In the past, evangelical Christians have sometimes cheered, sometimes demurred, when an encyclical has been issued. Among the encyclicals evangelical Protestants have welcomed are John Paul II's "The Splendor of Truth" and his "The Gospel of Life." They were less thrilled with his 1987 letter, "The Mother of the Redeemer."
The new papal letter is being touted as an instruction on global economics—a subject it addresses at length. But Benedict XVI is not backing a particular school of economics so much as laying the theological and ethical foundation for an approach to the economic, social, technological, and moral development of peoples. Benedict's fundamental point is that you cannot do good for people without a proper understanding of what people are—that is, what God made them to be and destined them to be.
CT asked Baylor University philosopher Frank Beckwith to examine the document, analyze its theology, and explain why evangelical Christians should care.
Pope Benedict XVI’s encyclical, Caritas in Veritate (or “Charity in Truth”) is a brief against secular materialism in its economic and metaphysical forms, and its harmful consequences on the human family’s common good. Secular materialism in an ideology that maintains that there are no theological truths that can be known. Among these unknowable theological truths is the nature of human beings, and their intrinsic purpose and natural ends that help us understand the common good and what constitutes human flourishing. Hence, the title, “Charity in Truth.” For without true knowledge of the human person, one cannot know how to properly direct love (or “charity”) to a fellow human being. As Benedict writes, “Without truth, without trust and love for what is true, there is no social conscience and responsibility, and social action ends up serving private interests and the logic of power, resulting in social fragmentation, especially in a globalized society at difficult times like the present” (5).
Although mainstream media outlets have already spun this encyclical as one that focuses on the global economic crisis—and it most certainly does address that—that is clearly not the pope’s point of departure. For those who have eyes to see, the animating principle of this encyclical is virtually on every page of it: theological anthropology is the only proper starting pointing from which we can come to know the common good.
Why "what we are" matters
For Benedict, who and what we are—the question of theological anthropology—is the key to a proper understanding of our relationship to one another, our economic progress and regress, the nature of the family and marriage, humanity’s stewardship of the environment, the rule of law, intergenerational justice, as well as our openness to human life. Yes, Caritas in Veritate mentions all these topics, and several others. But the answer to the question of what constitutes integral human development—what are we and what is the good for us as individuals and as a whole?—is the unifying principle that connects them all.
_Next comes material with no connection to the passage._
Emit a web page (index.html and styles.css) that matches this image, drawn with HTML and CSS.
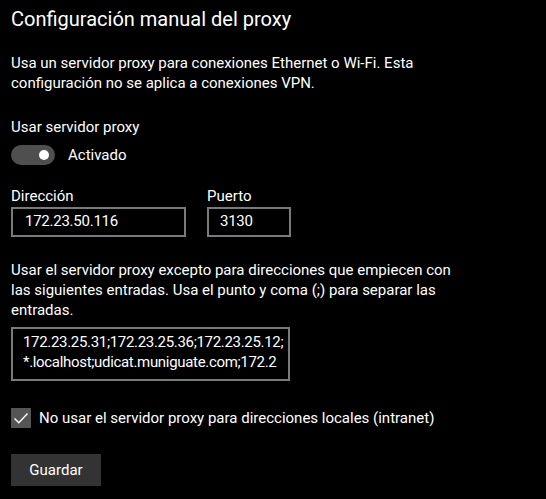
FILE: index.html
```html
<!DOCTYPE html>
<html lang="es">
<head>
<meta charset="utf-8">
<title>Configuración manual del proxy</title>
<link rel="stylesheet" href="styles.css">
</head>
<body>
<main class="page">
  <h1 class="title">Configuración manual del proxy</h1>
  <p class="text intro">Usa un servidor proxy para conexiones Ethernet o Wi-Fi. Esta configuración no se aplica a conexiones VPN.</p>

  <div class="text label-main">Usar servidor proxy</div>
  <div class="toggle-row">
    <span class="toggle"><span class="thumb"></span></span>
    <span class="text">Activado</span>
  </div>

  <div class="fields">
    <div class="field">
      <div class="text">Dirección</div>
      <div class="input addr">172.23.50.116</div>
    </div>
    <div class="field">
      <div class="text">Puerto</div>
      <div class="input port">3130</div>
    </div>
  </div>

  <p class="text except">Usar el servidor proxy excepto para direcciones que empiecen con las siguientes entradas. Usa el punto y coma (;) para separar las entradas.</p>
  <div class="textarea">172.23.25.31;172.23.25.36;172.23.25.12;<br>*.localhost;udicat.muniguate.com;172.2</div>

  <div class="check-row">
    <span class="checkbox">
      <svg width="20" height="20" viewBox="0 0 20 20"><path d="M3.5 10.5 L7.8 14.8 L16.5 5.5" fill="none" stroke="#fff" stroke-width="1.4"/></svg>
    </span>
    <span class="text">No usar el servidor proxy para direcciones locales (intranet)</span>
  </div>

  <button class="btn">Guardar</button>
</main>
</body>
</html>
```
FILE: styles.css
```css
html, body {
  margin: 0;
  background: #000;
  color: #fff;
}
body {
  font-family: Roboto, "Noto Sans", sans-serif;
}
.page {
  padding: 5px 11px 0 11px;
  display: flex;
  flex-direction: column;
  align-items: flex-start;
}
.title {
  margin: 0;
  font-size: 20px;
  font-weight: 400;
  line-height: 28px;
}
.text {
  font-size: 15px;
  line-height: 20px;
}
p.text { margin: 0; }
.intro {
  margin-top: 20px !important;
  width: 430px;
}
.label-main {
  margin-top: 24px;
}
.toggle-row {
  margin-top: 8px;
  display: flex;
  align-items: center;
  gap: 13px;
}
.toggle {
  width: 44px;
  height: 20px;
  border-radius: 10px;
  background: #4f4f4f;
  display: flex;
  align-items: center;
  justify-content: flex-end;
  padding-right: 6px;
  box-sizing: border-box;
}
.thumb {
  width: 10px;
  height: 10px;
  border-radius: 50%;
  background: #fff;
}
.fields {
  margin-top: 21px;
  display: flex;
  gap: 21px;
}
.field {
  display: flex;
  flex-direction: column;
  gap: 1px;
}
.input {
  height: 30px;
  box-sizing: border-box;
  border: 2px solid #7a7a7a;
  font-size: 15px;
  line-height: 20px;
  letter-spacing: -0.25px;
  padding: 2px 10px 0 12px;
}
.addr { width: 175px; }
.port { width: 84px; padding-left: 11px; }
.except {
  margin-top: 23px !important;
  width: 445px;
}
.textarea {
  margin-top: 7px;
  width: 279px;
  height: 54px;
  box-sizing: border-box;
  border: 2px solid #7a7a7a;
  padding: 3px 0 0 10px;
  font-size: 15px;
  line-height: 20px;
  letter-spacing: -0.32px;
  white-space: nowrap;
  overflow: hidden;
}
.check-row {
  margin-top: 27px;
  display: flex;
  align-items: center;
  gap: 8px;
}
.checkbox {
  width: 20px;
  height: 20px;
  background: #555;
  display: block;
}
.checkbox svg { display: block; }
.btn {
  margin-top: 26px;
  width: 90px;
  height: 32px;
  border: 0;
  background: #333;
  color: #fff;
  font-family: inherit;
  font-size: 15px;
  line-height: 20px;
  padding: 0;
}
```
Take, for example, the concept of freedom. As Benedict rightly points out, our understanding of the meaning of freedom depends on what we know to be true about ourselves and our nature as given to us by God: "Fidelity to man requires fidelity to the truth, which alone is the guarantee of freedom (cf. John 8:32) and of the possibility of integral human development" (9).
Therefore, if the state embraces either evolutionary materialism or what the pope calls “practical atheism” (29), then human beings have no nature and no intrinsic purpose or natural ends. Deprived of any stable foundation for our rights or understanding of the common good, freedom has no meaning because it has no end. In other words, what’s the point of freedom, if there is no point to anything? Eventually, according to Benedict, we are forced to embrace some form of moral relativism, and this may lead to totalitarianism. Without theological anthropology, we are stuck as isolated choosers with only the power of the state to control our individual pursuits for personal pleasure, prosperity, and our subjective idea of “the good.”
But if what the Christian faith teaches about humanity and the good life are true, the exercise of true liberty requires that we recognize and embrace these truths. For without them, liberty loses its point. As Jesus succinctly stated, “Ye shall know the truth; and the truth shall make you free” (John 8:32). To put it another way, someone who can make more choices out of ignorance of his own nature would be less free than the person who knows the truth about himself and then makes choices. As Benedict writes: “God is the guarantor of man's true development, inasmuch as, having created him in his image, he also establishes the transcendent dignity of men and women and feeds their innate yearning to `be more.’ Man is not a lost atom in a random universe: he is God's creature, whom God chose to endow with an immortal soul and whom he has always loved” (29; note omitted).
An economic approach
The categories that dominate our public discourse in the United States—left, right, liberal, conservative, etc.—play no role in illuminating the Church's social doctrines or the message of Caritas in Veritate. This is why it is a fool's errand to attempt to artificially divide Catholic social teachings into its left and right wings, as if the Church's rejection of economic libertarianism and the proclamation of the principles of subsidiary and solidarity are inconsistent with support for male-female marriage and the sanctity of human life.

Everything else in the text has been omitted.